Because I need ease of storage and use, I chose 50-ounce wide-mouth glass jars with a airtight fitting lids. Each jar holds one-dozen (12) eggs so retrieval it so much easier. Plus, every jar comes with an additional seal in the event it needs to be replaced over time.
One-gallon wide-mouth jars are also suitable for water glassing eggs. Just be sure you have a wide mouth jar versus a regular mouth or adding and retrieving eggs will be quite difficult.

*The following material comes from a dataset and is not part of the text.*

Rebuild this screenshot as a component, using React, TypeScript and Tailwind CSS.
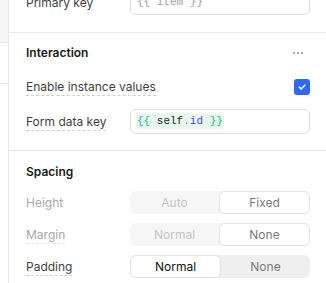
const font = { fontFamily: "Inter, 'Noto Sans', sans-serif" };

function Dashed({ children, muted }: { children: React.ReactNode; muted?: boolean }) {
  return (
    <span
      className={`border-b border-dashed pb-[1px] ${
        muted ? "border-[#e3e3e3] text-[#a8a8a8]" : "border-[#cfcfcf] text-[#3f3f3f]"
      }`}
    >
      {children}
    </span>
  );
}

function Row({ label, children }: { label: React.ReactNode; children: React.ReactNode }) {
  return (
    <div className="flex items-center">
      <div className="w-[104px] shrink-0 text-[12px] leading-5">{label}</div>
      <div className="flex-1">{children}</div>
    </div>
  );
}

type SegProps = { options: string[]; active: number; disabled?: boolean };

function Segmented({ options, active, disabled }: SegProps) {
  return (
    <div
      className={`flex h-[23px] rounded-[6px] ${disabled ? "bg-[#f6f6f6]" : "bg-[#efefef]"}`}
    >
      {options.map((o, i) => {
        const on = i === active;
        let color = "text-[#7a7a7a]";
        if (disabled) color = on ? "text-[#7a7a7a]" : "text-[#c4c4c4]";
        else if (on) color = "text-[#111111]";
        return (
          <div
            key={o}
            className={`flex flex-1 items-center justify-center rounded-[6px] text-[12px] ${color} ${
              on ? "border border-[#e2e2e2] bg-white" : ""
            }`}
          >
            {o}
          </div>
        );
      })}
    </div>
  );
}

export default function App() {
  return (
    <div className="flex h-[283px] w-[326px] overflow-hidden bg-white" style={font}>
      <div className="w-[9px] shrink-0 border-r border-[#e8e8e8]">
        <div className="h-[43px] border-b border-[#e6e6e6] bg-[#f5f5f5]" />
        <div className="h-[41px] border-b border-[#e6e6e6]" />
      </div>

      <div className="flex-1 -mt-[10px]">
        <div className="border-b border-[#e8e8e8] pb-[17px] pl-[17px] pr-4">
          <Row label={<span className="text-[#3f3f3f]">Primary key</span>}>
            <div className="flex h-[25px] items-center rounded-[6px] border border-[#dcdcdc] px-[6px] font-mono text-[11px] text-[#a0a0a0]">
              {"{{ item }}"}
            </div>
          </Row>
        </div>

        <div className="border-b border-[#e8e8e8] pb-4 pl-[17px] pr-4 pt-[10px]">
          <div className="flex h-5 items-center justify-between">
            <span className="text-[12px] font-semibold text-[#1a1a1a]">Interaction</span>
            <svg width="12" height="4" viewBox="0 0 12 4" className="mr-[6px]">
              <circle cx="2" cy="2" r="1" fill="#8f8f8f" />
              <circle cx="6" cy="2" r="1" fill="#8f8f8f" />
              <circle cx="10" cy="2" r="1" fill="#8f8f8f" />
            </svg>
          </div>

          <div className="mt-3 flex h-6 items-center justify-between">
            <span className="text-[12px] leading-5">
              <Dashed>Enable instance values</Dashed>
            </span>
            <div className="flex h-4 w-4 items-center justify-center rounded-[3px] bg-[#2f69f0]">
              <svg width="10" height="10" viewBox="0 0 10 10">
                <path
                  d="M2.3 5.2 4.2 7 7.8 3.2"
                  fill="none"
                  stroke="white"
                  strokeWidth="1.6"
                  strokeLinecap="round"
                  strokeLinejoin="round"
                />
              </svg>
            </div>
          </div>

          <div className="mt-[10px]">
            <Row label={<Dashed>Form data key</Dashed>}>
              <div className="flex h-[25px] items-center rounded-[6px] border border-[#dcdcdc] px-[5px]">
                <span className="rounded-[3px] bg-[#e6f8ed] px-[1px] font-mono text-[11px] leading-[15px] text-[#262626]">
                  <span className="text-[#14b88a]">{"{{ "}</span>
                  self<span className="text-[#d9731f]">.</span>
                  <span className="text-[#4f46e5]">id</span>
                  <span className="text-[#14b88a]">{" }}"}</span>
                </span>
              </div>
            </Row>
          </div>
        </div>

        <div className="pl-[17px] pr-4 pt-[11px]">
          <div className="flex h-5 items-center">
            <span className="text-[12px] font-semibold text-[#1a1a1a]">Spacing</span>
          </div>
          <div className="mt-[9px] flex flex-col gap-[9px]">
            <Row label={<span className="text-[#a8a8a8]">Height</span>}>
              <Segmented options={["Auto", "Fixed"]} active={1} disabled />
            </Row>
            <Row label={<Dashed muted>Margin</Dashed>}>
              <Segmented options={["Normal", "None"]} active={1} disabled />
            </Row>
            <Row label={<Dashed>Padding</Dashed>}>
              <Segmented options={["Normal", "None"]} active={0} />
            </Row>
          </div>
        </div>
      </div>
    </div>
  );
}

While there are technically two products you may use to water glass fresh eggs, calcium hydroxide and sodium silicate, I personally prefer pickling lime (calcium hydroxide) because it is more commonly used in the food processing industry. There are many brands of pickling lime on the market, however I use Mrs. Wages products. It comes in a very convenient one-pound resealable package, and as you will soon learn, a little goes a long way!
Pickling lime can be caustic to the skin once exposed to water. It will drastically dry out your hands, or possibly even burn your hands, so be sure to use food grade gloves when handling and creating your lime solution. It also should not be ingested or inhaled either.
When opening your bag of pickling lime, be sure to cover your face and do not inhale upon using. Lastly, when retrieving eggs from the lime solution for use, protect your hands and thoroughly wash the eggs under running water to remove all traces of the lime solution.
While there is a preference to using distilled water, I would be remiss to point out just about any water will work for water glassing unless it is overly treated water, such as city water with added chlorine and fluoride. Many of us with well water have minerals in our water and have successfully water glassed eggs without issue.
If you have access to farm fresh eggs with their bloom intact, and live with city water, not to worry. Simply boil your city water for 5 minutes, then let it cool completely before glassing.